A bootleg recording is a musical recording, distributed for profit or other financial compensation, that was not officially released by the artist (or their associated management or production companies), or under other legal authority.

Some artists consider any release for which they do not receive royalties to be equivalent to a bootleg, even if it is an officially licensed release. This is often the case with artists whose recordings have either become public domain or whose original agreements did not include reissue royalties (which was a common occurrence in the 1950s and before). --http://en.wikipedia.org/wiki/Bootleg_recording [Jul 2005]

Paul Winley

Paul Winley records was a small label; one of the first to compile popular break beats and issue them on a series of albums.

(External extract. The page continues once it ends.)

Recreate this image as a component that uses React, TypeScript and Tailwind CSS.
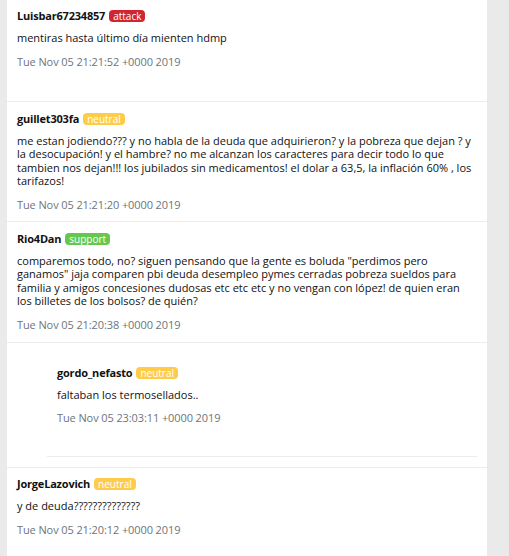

Cuts like 'Cheeba Cheeba', 'Bra' and 'Scratchin' and the 'Funky Penguin' are still played to this day. Everyone who was into Hip Hop back then had at least one Paul Winley record. Super Disco Brakes are still available in NYC - they are bootlegs, put out thru Paul Winley Records; i think hes still in business but due to his bootleg status wants people to think he's not.

Disco mix megamix

Alongside these early re-edits, more commercialised ‘disco mixers’, bootleg records segueing together up to 50 songs, began to appear around 1975. Bought to be played in the more populist clubs of New York, they were particularly sought after by DJs technically unable to mix or cut live. (Playing re-edits as a substitute for mixing was a practice which continued for years; Danny Krivit remembers Shep Pettibone, a gifted editor, being particularly guilty of it in the ‘80s.) As Colin Gate recalls, ‘The songs were generally disco hits of the day mixed with a few sound effects and maybe some funky percussion looped over and over to provide a backbeat. A popular trick at the time was to play one of these mixers on one turntable while constantly crossfading to the original song that it used on the other, thus prolonging it all night if need be’.-- neil@hikarate.net

Larry Sherman of Trax records

It seems that Sherman was not averse to the odd shortcut here and there - he was only too willing to press onto old LPs and poor quality second-hand vinyl, which explains why most Trax releases sound like they were recorded outdoors. In the rain. Bootlegs, too, were on the agenda for Larry, says Saunders: "He knows what he's doing. He even had a label called Bootleg Records, he just... did it."